Why is it that so many direct marketers use traditional tactics sure to backfire in e-mail while ignoring old-school practices that most likely will pay off?
Two recent studies — one by deliverability firm Return Path, another by e-mail service provider Silverpop — found that a third of online merchants fail to send any e-mail to new subscribers within 30 days of sign-up.
Even more astonishing, 60% of online marketers don’t send “welcome” e-mails to new registrants, according to Return Path.
DM 101 has it that one of the best times to approach people for a possible sale is just after they’ve done business with the merchant. They’re presumably happy with their purchase, “surprised and delighted” — as industry talking heads say ad nauseam — with the company’s customer service and in love with the brand.
Wouldn’t it stand to reason, then, that the single best time to contact new e-mail registrants would be immediately following sign-up, when they’ve literally stated they want to hear more about what the DMer has to sell?
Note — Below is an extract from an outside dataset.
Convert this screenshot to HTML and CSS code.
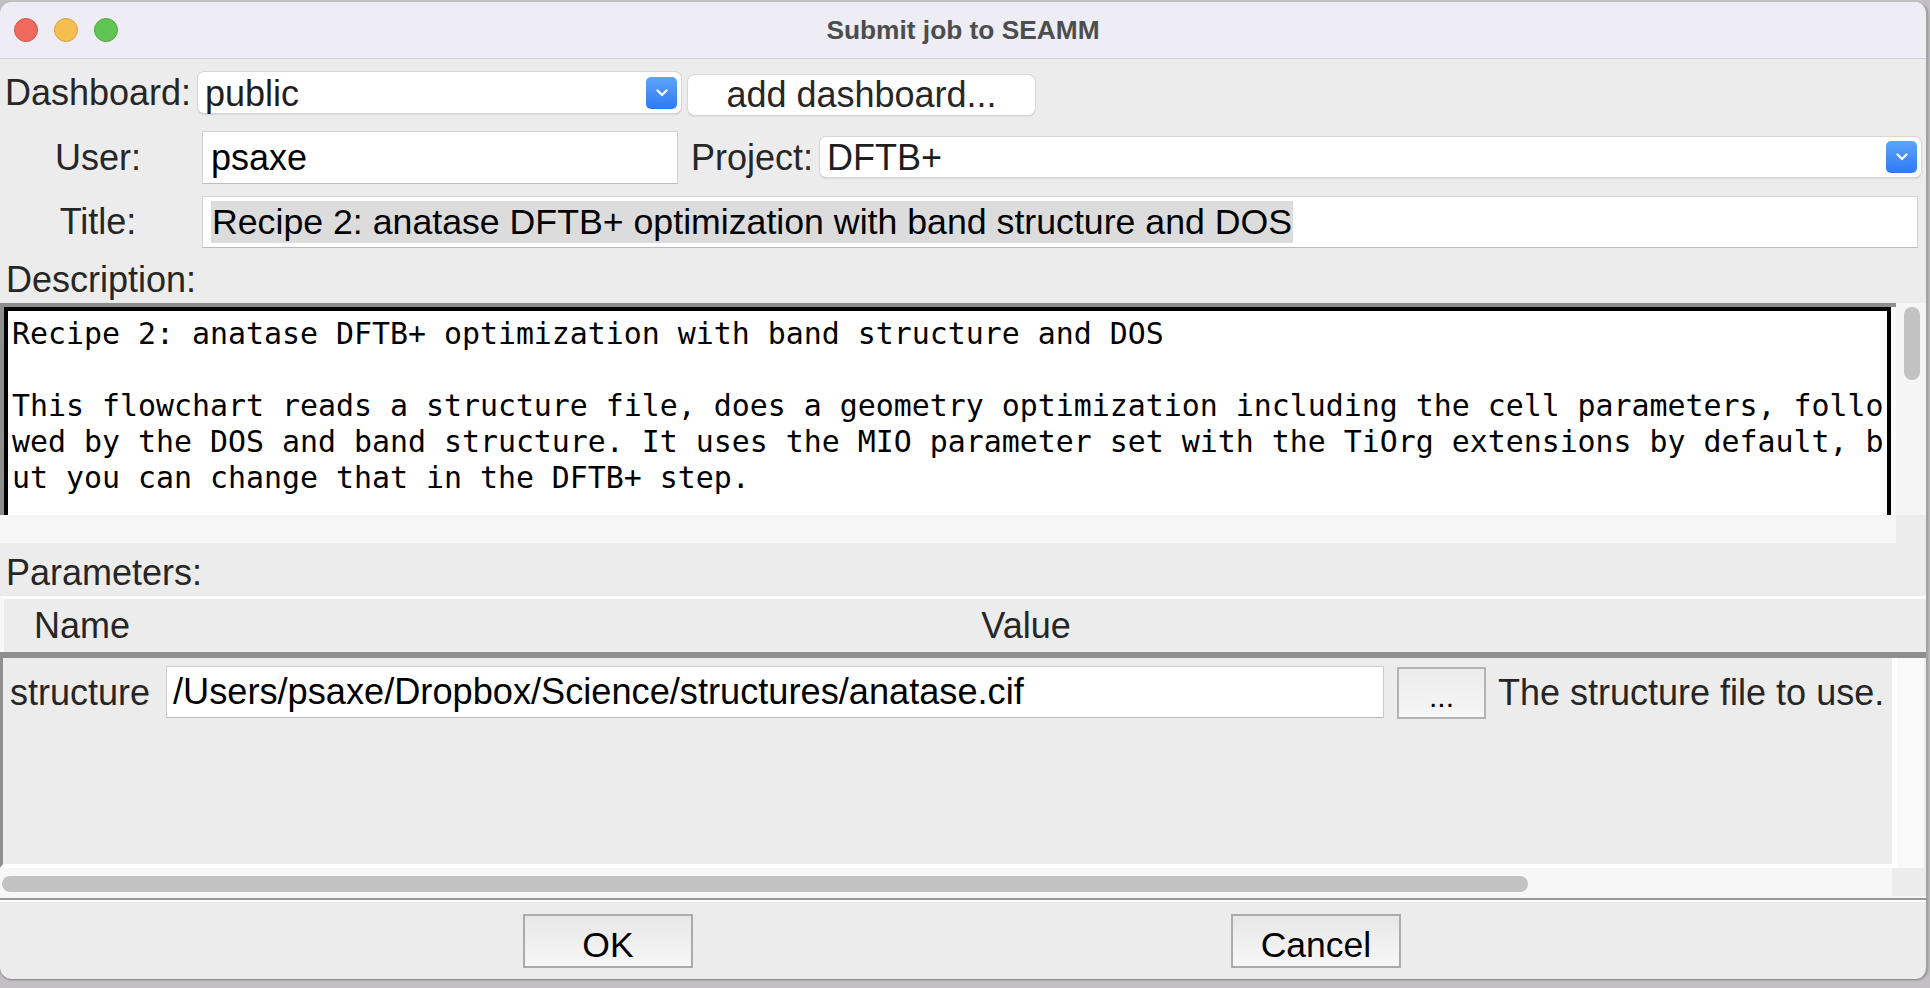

Granted, implementing an automated welcome program involves interaction with IT. And yes, IT has a very long to-do list and often wonders why the marketing department exists.
But failing to send welcome e-mails is akin to a retail sales rep turning his back on customers just as they walk through the door.
The longer a marketer waits to send new registrants e-mail the more likely those people will forget having signed up and will report the message as spam. Better yet, they’ll have bought from a competitor.
How difficult could it be to include, say, a percent-off coupon in an automatic confirmation e-mail to new registrants? Heck, once you get it in place it doesn’t even have to be changed. It’s marketing on autopilot, for Pete’s sake.
Now for an example of a DMer implementing a traditional marketing tactic in an e-mail campaign that surely backfired: Columbia House recently sent a “reactivation” offer for its DVD club to a dummy Yahoo address I set up in my son’s name to sign up for e-mail lists whose owners I think may be sketchy.
This e-mail address has never been involved in an e-commerce transaction. And I’ve never been a member of Columbia House’s DVD club, so the company definitely was not mailing the reactivation campaign to addresses supplied by former members.
What’s more, Columbia House put its name in the “from” line. Its executives apparently thought Columbia House would be a better branding tool than the tool from which they rented this list.
One sure sign an e-mail list is suspect is when the owner allows the renter to put its brand in the “from” line. Offers to permission-based e-mail lists should be sent by the list owner.
Can anybody guess what people tend to do when they don’t remember giving whoever is in the “from” line permission to e-mail them? Anybody?
Why, they hit the “report spam” button. That’s what they do. And then the mailer gets blocked.
Columbia House might not be having deliverability troubles just yet. But if it keeps mailing bogus reactivation offers to addresses on sloppily built e-mail lists, it most certainly will have them soon.